▶ **Problem details**:
Do not copy the pictures; transcribe all other material exactly.

▶ **Recorded data**:
-- start --

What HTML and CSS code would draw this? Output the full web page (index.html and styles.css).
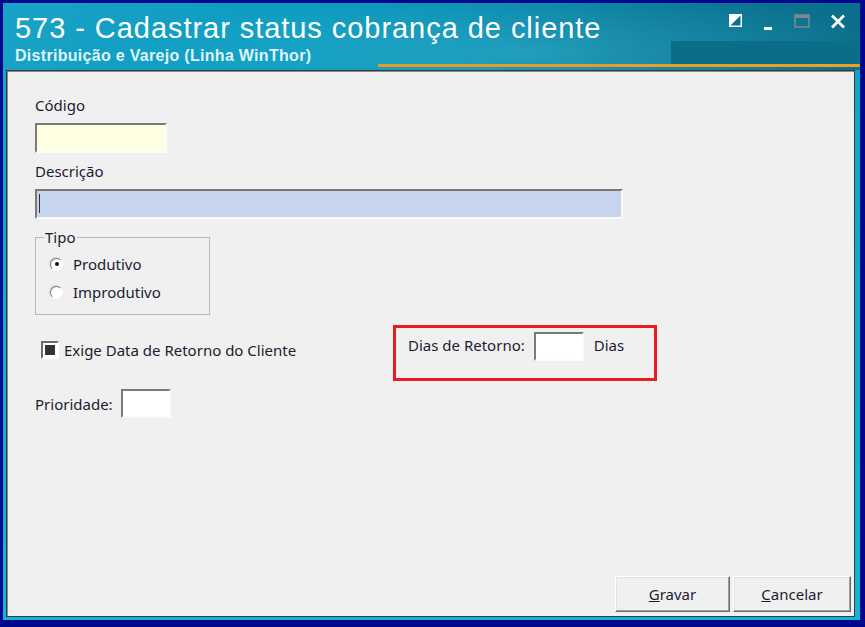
FILE: index.html
```html
<!DOCTYPE html>
<html lang="pt-BR">
<head>
    <meta charset="UTF-8">
    <title>573 - Cadastrar status cobrança de cliente</title>
    <link rel="stylesheet" href="styles.css">
</head>
<body>
    <!-- Janela principal -->
    <div class="window">
        <div class="titlebar">
            <div class="caption">
                <h1>573 - Cadastrar status cobrança de cliente</h1>
                <p class="subtitle">Distribuição e Varejo (Linha WinThor)</p>
            </div>
            <div class="controls">
                <svg class="ctl" width="13" height="13" viewBox="0 0 13 13">
                    <rect x="0" y="0" width="13" height="13" fill="#fff"/>
                    <polygon points="11.5,1.5 11.5,11.5 1.5,11.5" fill="#0b6f8a"/>
                </svg>
                <svg class="ctl" width="12" height="16" viewBox="0 0 12 16">
                    <rect x="2" y="13" width="8" height="3" fill="#fff"/>
                </svg>
                <svg class="ctl" width="16" height="14" viewBox="0 0 16 14">
                    <rect x="1" y="1" width="14" height="12" fill="none" stroke="#7d8a90" stroke-width="1.5"/>
                    <rect x="1" y="1" width="14" height="3" fill="#7d8a90"/>
                </svg>
                <svg class="ctl" width="16" height="15" viewBox="0 0 16 15">
                    <path d="M2 1.5 L14 13.5 M14 1.5 L2 13.5" stroke="#fff" stroke-width="2.8"/>
                </svg>
            </div>
        </div>

        <div class="panel">
            <label class="lbl">Código</label>
            <div class="edit edit-code"></div>

            <label class="lbl lbl-desc">Descrição</label>
            <div class="edit edit-desc"><span class="caret"></span></div>

            <!-- Tipo -->
            <fieldset class="group">
                <legend>Tipo</legend>
                <div class="radio checked"><span class="dot"></span>Produtivo</div>
                <div class="radio"><span class="dot"></span>Improdutivo</div>
            </fieldset>

            <div class="row">
                <div class="check"><span class="box"></span>Exige Data de Retorno do Cliente</div>
                <div class="highlight">
                    <span>Dias de Retorno:</span>
                    <div class="edit edit-small"></div>
                    <span class="unit">Dias</span>
                </div>
            </div>

            <div class="prio">
                <span>Prioridade:</span>
                <div class="edit edit-small"></div>
            </div>

            <div class="actions">
                <button class="btn btn-save"><u>G</u>ravar</button>
                <button class="btn btn-cancel"><u>C</u>ancelar</button>
            </div>
        </div>
    </div>
</body>
</html>
```

FILE: styles.css
```css
* {
    margin: 0;
    padding: 0;
    box-sizing: border-box;
}

body {
    width: 865px;
    height: 627px;
    background: #00088f;
    padding: 3px 5px 7px 3px;
    font-family: 'Noto Sans', sans-serif;
    font-size: 15px;
    color: #1c1c30;
    overflow: hidden;
}

/* Janela */
.window {
    height: 100%;
    display: flex;
    flex-direction: column;
    background: linear-gradient(180deg, #0aa6c8, #12b6d4);
}

.titlebar {
    position: relative;
    height: 67px;
    display: flex;
    justify-content: space-between;
    background:
        radial-gradient(ellipse 380px 60px at 520px 50px, rgba(80, 200, 225, 0.35), transparent),
        linear-gradient(100deg, #18a2c6 0%, #0c9cc0 35%, #0a8db0 55%, #0a7a98 75%, #0b6d89 100%);
}

/* bloco escuro e faixa laranja */
.titlebar::before {
    content: "";
    position: absolute;
    left: 668px;
    top: 38px;
    width: 187px;
    height: 24px;
    background: #0a6e88;
}

.titlebar::after {
    content: "";
    position: absolute;
    left: 375px;
    right: 0;
    top: 61px;
    height: 3px;
    background: linear-gradient(90deg, #e49a2a, #f0a020);
}

.caption {
    padding: 11px 0 0 12px;
    color: #fff;
}

.caption h1 {
    font-family: 'Liberation Sans', Arial, sans-serif;
    font-weight: normal;
    font-size: 29px;
    line-height: 29px;
    letter-spacing: 0.95px;
}

.subtitle {
    font-family: 'Liberation Sans', Arial, sans-serif;
    font-weight: bold;
    font-size: 16px;
    line-height: 18px;
    letter-spacing: 0.3px;
    margin-top: 4px;
    color: #dff4fa;
}

.controls {
    position: relative;
    z-index: 1;
    display: flex;
    align-items: flex-start;
    gap: 20px;
    padding: 11px 14px 0 0;
}

.ctl {
    display: block;
}

/* Area do formulario */
.panel {
    flex: 1;
    margin: 0 5px 3px 3px;
    background: #f0f0f0;
    border: 1px solid #3a3a3a;
    box-shadow: inset 1px 1px 0 #8a8a8a;
    padding: 25px 3px 3px 28px;
    display: flex;
    flex-direction: column;
    align-items: flex-start;
}

.lbl {
    display: block;
    line-height: 18px;
}

.lbl-desc {
    margin-top: 9px;
}

.edit {
    border: 2px solid;
    border-color: #7a7a7a #fbfbfb #fbfbfb #7a7a7a;
    background: #fff;
}

.edit-code {
    width: 132px;
    height: 30px;
    margin-top: 9px;
    background: #fefee1;
}

.edit-desc {
    width: 588px;
    height: 30px;
    margin-top: 9px;
    background: #c7d4ee;
    padding: 3px 0 0 2px;
}

.caret {
    display: block;
    width: 1px;
    height: 19px;
    background: #333;
}

.edit-small {
    width: 50px;
    height: 29px;
}

/* Grupo Tipo */
.group {
    width: 175px;
    height: 85px;
    margin-top: 11px;
    border: 1px solid #b8b8b8;
    padding: 5px 0 0 14px;
}

.group legend {
    padding: 0 1px;
    margin-left: -6px;
    line-height: 15px;
}

.radio {
    display: flex;
    align-items: center;
    gap: 10px;
    height: 28px;
}

.dot {
    width: 13px;
    height: 13px;
    border-radius: 50%;
    border: 1px solid;
    border-color: #7f7f7f #fff #fff #7f7f7f;
    background: #fff;
    box-shadow: -1px -1px 0 #d4d4d4;
    display: flex;
    align-items: center;
    justify-content: center;
}

.radio.checked .dot::after {
    content: "";
    width: 4px;
    height: 4px;
    border-radius: 50%;
    background: #111;
}

/* Linha do checkbox */
.row {
    display: flex;
    align-items: flex-start;
    margin-top: 10px;
}

.check {
    display: flex;
    align-items: center;
    gap: 5px;
    margin: 15px 0 0 6px;
    width: 352px;
}

.box {
    width: 18px;
    height: 18px;
    border: 2px solid;
    border-color: #6c6c6c #fff #fff #6c6c6c;
    background: #fff;
    padding: 2px;
}

.box::after {
    content: "";
    display: block;
    width: 10px;
    height: 10px;
    background: #333;
}

.highlight {
    width: 264px;
    height: 56px;
    border: 3px solid #e91c24;
    display: flex;
    align-items: flex-start;
    padding: 4px 0 0 12px;
    gap: 9px;
}

.highlight span {
    line-height: 26px;
}

.highlight .unit {
    margin-left: 1px;
}

.prio {
    display: flex;
    align-items: center;
    gap: 8px;
    margin-top: 8px;
}

/* Botoes */
.actions {
    margin-top: auto;
    margin-bottom: 1px;
    align-self: flex-end;
    display: flex;
    gap: 3px;
}

.btn {
    height: 36px;
    font-family: 'Noto Sans', sans-serif;
    font-size: 15px;
    color: #1c1c30;
    background: #f0f0f0;
    border: 1px solid;
    border-color: #fff #6a6a6a #6a6a6a #fff;
    box-shadow: inset -1px -1px 0 #a0a0a0, inset 1px 1px 0 #e3e3e3;
}

.btn-save {
    width: 115px;
}

.btn-cancel {
    width: 118px;
}
```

-- end --

▶ **Result of the exercise**:
What HTML and CSS code would draw this? Output the full web page (index.html and styles.css).
FILE: index.html
```html
<!DOCTYPE html>
<html lang="pt-BR">
<head>
    <meta charset="UTF-8">
    <title>573 - Cadastrar status cobrança de cliente</title>
    <link rel="stylesheet" href="styles.css">
</head>
<body>
    <!-- Janela principal -->
    <div class="window">
        <div class="titlebar">
            <div class="caption">
                <h1>573 - Cadastrar status cobrança de cliente</h1>
                <p class="subtitle">Distribuição e Varejo (Linha WinThor)</p>
            </div>
            <div class="controls">
                <svg class="ctl" width="13" height="13" viewBox="0 0 13 13">
                    <rect x="0" y="0" width="13" height="13" fill="#fff"/>
                    <polygon points="11.5,1.5 11.5,11.5 1.5,11.5" fill="#0b6f8a"/>
                </svg>
                <svg class="ctl" width="12" height="16" viewBox="0 0 12 16">
                    <rect x="2" y="13" width="8" height="3" fill="#fff"/>
                </svg>
                <svg class="ctl" width="16" height="14" viewBox="0 0 16 14">
                    <rect x="1" y="1" width="14" height="12" fill="none" stroke="#7d8a90" stroke-width="1.5"/>
                    <rect x="1" y="1" width="14" height="3" fill="#7d8a90"/>
                </svg>
                <svg class="ctl" width="16" height="15" viewBox="0 0 16 15">
                    <path d="M2 1.5 L14 13.5 M14 1.5 L2 13.5" stroke="#fff" stroke-width="2.8"/>
                </svg>
            </div>
        </div>

        <div class="panel">
            <label class="lbl">Código</label>
            <div class="edit edit-code"></div>

            <label class="lbl lbl-desc">Descrição</label>
            <div class="edit edit-desc"><span class="caret"></span></div>

            <!-- Tipo -->
            <fieldset class="group">
                <legend>Tipo</legend>
                <div class="radio checked"><span class="dot"></span>Produtivo</div>
                <div class="radio"><span class="dot"></span>Improdutivo</div>
            </fieldset>

            <div class="row">
                <div class="check"><span class="box"></span>Exige Data de Retorno do Cliente</div>
                <div class="highlight">
                    <span>Dias de Retorno:</span>
                    <div class="edit edit-small"></div>
                    <span class="unit">Dias</span>
                </div>
            </div>

            <div class="prio">
                <span>Prioridade:</span>
                <div class="edit edit-small"></div>
            </div>

            <div class="actions">
                <button class="btn btn-save"><u>G</u>ravar</button>
                <button class="btn btn-cancel"><u>C</u>ancelar</button>
            </div>
        </div>
    </div>
</body>
</html>
```

FILE: styles.css
```css
* {
    margin: 0;
    padding: 0;
    box-sizing: border-box;
}

body {
    width: 865px;
    height: 627px;
    background: #00088f;
    padding: 3px 5px 7px 3px;
    font-family: 'Noto Sans', sans-serif;
    font-size: 15px;
    color: #1c1c30;
    overflow: hidden;
}

/* Janela */
.window {
    height: 100%;
    display: flex;
    flex-direction: column;
    background: linear-gradient(180deg, #0aa6c8, #12b6d4);
}

.titlebar {
    position: relative;
    height: 67px;
    display: flex;
    justify-content: space-between;
    background:
        radial-gradient(ellipse 380px 60px at 520px 50px, rgba(80, 200, 225, 0.35), transparent),
        linear-gradient(100deg, #18a2c6 0%, #0c9cc0 35%, #0a8db0 55%, #0a7a98 75%, #0b6d89 100%);
}

/* bloco escuro e faixa laranja */
.titlebar::before {
    content: "";
    position: absolute;
    left: 668px;
    top: 38px;
    width: 187px;
    height: 24px;
    background: #0a6e88;
}

.titlebar::after {
    content: "";
    position: absolute;
    left: 375px;
    right: 0;
    top: 61px;
    height: 3px;
    background: linear-gradient(90deg, #e49a2a, #f0a020);
}

.caption {
    padding: 11px 0 0 12px;
    color: #fff;
}

.caption h1 {
    font-family: 'Liberation Sans', Arial, sans-serif;
    font-weight: normal;
    font-size: 29px;
    line-height: 29px;
    letter-spacing: 0.95px;
}

.subtitle {
    font-family: 'Liberation Sans', Arial, sans-serif;
    font-weight: bold;
    font-size: 16px;
    line-height: 18px;
    letter-spacing: 0.3px;
    margin-top: 4px;
    color: #dff4fa;
}

.controls {
    position: relative;
    z-index: 1;
    display: flex;
    align-items: flex-start;
    gap: 20px;
    padding: 11px 14px 0 0;
}

.ctl {
    display: block;
}

/* Area do formulario */
.panel {
    flex: 1;
    margin: 0 5px 3px 3px;
    background: #f0f0f0;
    border: 1px solid #3a3a3a;
    box-shadow: inset 1px 1px 0 #8a8a8a;
    padding: 25px 3px 3px 28px;
    display: flex;
    flex-direction: column;
    align-items: flex-start;
}

.lbl {
    display: block;
    line-height: 18px;
}

.lbl-desc {
    margin-top: 9px;
}

.edit {
    border: 2px solid;
    border-color: #7a7a7a #fbfbfb #fbfbfb #7a7a7a;
    background: #fff;
}

.edit-code {
    width: 132px;
    height: 30px;
    margin-top: 9px;
    background: #fefee1;
}

.edit-desc {
    width: 588px;
    height: 30px;
    margin-top: 9px;
    background: #c7d4ee;
    padding: 3px 0 0 2px;
}

.caret {
    display: block;
    width: 1px;
    height: 19px;
    background: #333;
}

.edit-small {
    width: 50px;
    height: 29px;
}

/* Grupo Tipo */
.group {
    width: 175px;
    height: 85px;
    margin-top: 11px;
    border: 1px solid #b8b8b8;
    padding: 5px 0 0 14px;
}

.group legend {
    padding: 0 1px;
    margin-left: -6px;
    line-height: 15px;
}

.radio {
    display: flex;
    align-items: center;
    gap: 10px;
    height: 28px;
}

.dot {
    width: 13px;
    height: 13px;
    border-radius: 50%;
    border: 1px solid;
    border-color: #7f7f7f #fff #fff #7f7f7f;
    background: #fff;
    box-shadow: -1px -1px 0 #d4d4d4;
    display: flex;
    align-items: center;
    justify-content: center;
}

.radio.checked .dot::after {
    content: "";
    width: 4px;
    height: 4px;
    border-radius: 50%;
    background: #111;
}

/* Linha do checkbox */
.row {
    display: flex;
    align-items: flex-start;
    margin-top: 10px;
}

.check {
    display: flex;
    align-items: center;
    gap: 5px;
    margin: 15px 0 0 6px;
    width: 352px;
}

.box {
    width: 18px;
    height: 18px;
    border: 2px solid;
    border-color: #6c6c6c #fff #fff #6c6c6c;
    background: #fff;
    padding: 2px;
}

.box::after {
    content: "";
    display: block;
    width: 10px;
    height: 10px;
    background: #333;
}

.highlight {
    width: 264px;
    height: 56px;
    border: 3px solid #e91c24;
    display: flex;
    align-items: flex-start;
    padding: 4px 0 0 12px;
    gap: 9px;
}

.highlight span {
    line-height: 26px;
}

.highlight .unit {
    margin-left: 1px;
}

.prio {
    display: flex;
    align-items: center;
    gap: 8px;
    margin-top: 8px;
}

/* Botoes */
.actions {
    margin-top: auto;
    margin-bottom: 1px;
    align-self: flex-end;
    display: flex;
    gap: 3px;
}

.btn {
    height: 36px;
    font-family: 'Noto Sans', sans-serif;
    font-size: 15px;
    color: #1c1c30;
    background: #f0f0f0;
    border: 1px solid;
    border-color: #fff #6a6a6a #6a6a6a #fff;
    box-shadow: inset -1px -1px 0 #a0a0a0, inset 1px 1px 0 #e3e3e3;
}

.btn-save {
    width: 115px;
}

.btn-cancel {
    width: 118px;
}
```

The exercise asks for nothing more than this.